YOUR INSTRUCTIONS = Extract every record, exactly as written, and ignore the pictures.

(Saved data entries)
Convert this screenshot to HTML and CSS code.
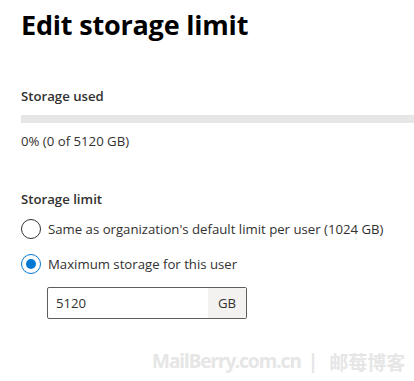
FILE: index.html
```html
<!DOCTYPE html>
<html lang="en">
<head>
<meta charset="utf-8">
<link rel="stylesheet" href="styles.css">
</head>
<body>
<div class="panel">
  <h1 class="title">Edit storage limit</h1>
  <section class="used">
    <div class="label">Storage used</div>
    <div class="bar"><div class="bar-fill" style="width:0%"></div></div>
    <div class="used-text">0% (0 of 5120 GB)</div>
  </section>
  <section class="limit">
    <div class="label">Storage limit</div>
    <div class="radios">
      <label class="radio">
        <span class="circle"></span>
        <span class="radio-text">Same as organization's default limit per user (1024 GB)</span>
      </label>
      <label class="radio">
        <span class="circle checked"></span>
        <span class="radio-text">Maximum storage for this user</span>
      </label>
    </div>
    <div class="field">
      <span class="field-value">5120</span>
      <span class="field-suffix">GB</span>
    </div>
  </section>
  <div class="watermark"><span class="wm-latin">MailBerry.com.cn</span><span class="sep">|</span><span class="wm-cjk">邮莓博客</span></div>
</div>
</body>
</html>
```
FILE: styles.css
```css
* { box-sizing: border-box; }
html, body { margin: 0; padding: 0; background: #fff; }
body {
  font-family: "Open Sans", "Noto Sans", sans-serif;
  color: #323130;
  width: 414px;
  height: 381px;
  overflow: hidden;
}
.panel {
  position: relative;
  padding: 7px 0 0 21px;
  height: 381px;
}
.title {
  margin: 0;
  font-size: 27px;
  font-weight: 700;
  color: #000;
  line-height: 36px;
  letter-spacing: -0.2px;
}
.used { margin-top: 44px; }
.label {
  font-size: 13.2px;
  font-weight: 600;
  line-height: 18px;
  color: #323130;
}
.bar {
  margin-top: 10px;
  height: 8px;
  background: #e6e6e6;
  margin-right: -2px;
}
.bar-fill { height: 100%; background: #0078d4; }
.used-text {
  margin-top: 9px;
  font-size: 13.2px;
  line-height: 18px;
}
.limit { margin-top: 40px; }
.radios {
  margin-top: 11px;
  display: flex;
  flex-direction: column;
  gap: 15px;
}
.radio {
  display: flex;
  align-items: center;
  gap: 7px;
  font-size: 13.2px;
  line-height: 20px;
}
.circle {
  width: 20px;
  height: 20px;
  border-radius: 50%;
  border: 1px solid #323130;
  flex: none;
  position: relative;
}
.circle.checked { border-color: #0078d4; }
.circle.checked::after {
  content: "";
  position: absolute;
  left: 4px; top: 4px;
  width: 10px; height: 10px;
  border-radius: 50%;
  background: #0078d4;
}
.field {
  margin: 13px 0 0 26px;
  width: 200px;
  height: 32px;
  border: 1px solid #605e5c;
  border-radius: 2px;
  display: flex;
  align-items: stretch;
  font-size: 13.2px;
}
.field-value {
  flex: 1;
  display: flex;
  align-items: center;
  padding-left: 8px;
}
.field-suffix {
  width: 38px;
  background: #f3f2f1;
  display: flex;
  align-items: center;
  justify-content: center;
  color: #323130;
}
.watermark {
  position: absolute;
  left: 152px;
  top: 348px;
  font-family: "Noto Sans", "Noto Sans CJK SC", sans-serif;
  font-size: 19px;
  font-weight: 700;
  color: #e6e6e6;
  white-space: nowrap;
  display: flex;
}
.wm-latin { letter-spacing: -1px; }
.wm-cjk { letter-spacing: 0; }
.watermark .sep { margin: 0 11px 0 7px; }
```
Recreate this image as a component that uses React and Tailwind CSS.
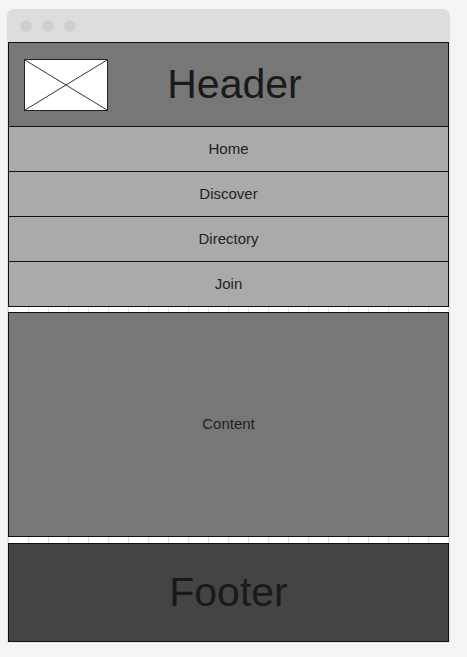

RESPONSE TO THE EXERCISE =
Convert this screenshot to HTML and CSS code.
FILE: index.html
```html
<!DOCTYPE html>
<html lang="en">
<head>
<meta charset="utf-8">
<link rel="stylesheet" href="styles.css">
</head>
<body>
<div class="panel">
  <h1 class="title">Edit storage limit</h1>
  <section class="used">
    <div class="label">Storage used</div>
    <div class="bar"><div class="bar-fill" style="width:0%"></div></div>
    <div class="used-text">0% (0 of 5120 GB)</div>
  </section>
  <section class="limit">
    <div class="label">Storage limit</div>
    <div class="radios">
      <label class="radio">
        <span class="circle"></span>
        <span class="radio-text">Same as organization's default limit per user (1024 GB)</span>
      </label>
      <label class="radio">
        <span class="circle checked"></span>
        <span class="radio-text">Maximum storage for this user</span>
      </label>
    </div>
    <div class="field">
      <span class="field-value">5120</span>
      <span class="field-suffix">GB</span>
    </div>
  </section>
  <div class="watermark"><span class="wm-latin">MailBerry.com.cn</span><span class="sep">|</span><span class="wm-cjk">邮莓博客</span></div>
</div>
</body>
</html>
```
FILE: styles.css
```css
* { box-sizing: border-box; }
html, body { margin: 0; padding: 0; background: #fff; }
body {
  font-family: "Open Sans", "Noto Sans", sans-serif;
  color: #323130;
  width: 414px;
  height: 381px;
  overflow: hidden;
}
.panel {
  position: relative;
  padding: 7px 0 0 21px;
  height: 381px;
}
.title {
  margin: 0;
  font-size: 27px;
  font-weight: 700;
  color: #000;
  line-height: 36px;
  letter-spacing: -0.2px;
}
.used { margin-top: 44px; }
.label {
  font-size: 13.2px;
  font-weight: 600;
  line-height: 18px;
  color: #323130;
}
.bar {
  margin-top: 10px;
  height: 8px;
  background: #e6e6e6;
  margin-right: -2px;
}
.bar-fill { height: 100%; background: #0078d4; }
.used-text {
  margin-top: 9px;
  font-size: 13.2px;
  line-height: 18px;
}
.limit { margin-top: 40px; }
.radios {
  margin-top: 11px;
  display: flex;
  flex-direction: column;
  gap: 15px;
}
.radio {
  display: flex;
  align-items: center;
  gap: 7px;
  font-size: 13.2px;
  line-height: 20px;
}
.circle {
  width: 20px;
  height: 20px;
  border-radius: 50%;
  border: 1px solid #323130;
  flex: none;
  position: relative;
}
.circle.checked { border-color: #0078d4; }
.circle.checked::after {
  content: "";
  position: absolute;
  left: 4px; top: 4px;
  width: 10px; height: 10px;
  border-radius: 50%;
  background: #0078d4;
}
.field {
  margin: 13px 0 0 26px;
  width: 200px;
  height: 32px;
  border: 1px solid #605e5c;
  border-radius: 2px;
  display: flex;
  align-items: stretch;
  font-size: 13.2px;
}
.field-value {
  flex: 1;
  display: flex;
  align-items: center;
  padding-left: 8px;
}
.field-suffix {
  width: 38px;
  background: #f3f2f1;
  display: flex;
  align-items: center;
  justify-content: center;
  color: #323130;
}
.watermark {
  position: absolute;
  left: 152px;
  top: 348px;
  font-family: "Noto Sans", "Noto Sans CJK SC", sans-serif;
  font-size: 19px;
  font-weight: 700;
  color: #e6e6e6;
  white-space: nowrap;
  display: flex;
}
.wm-latin { letter-spacing: -1px; }
.wm-cjk { letter-spacing: 0; }
.watermark .sep { margin: 0 11px 0 7px; }
```
Recreate this image as a component that uses React and Tailwind CSS.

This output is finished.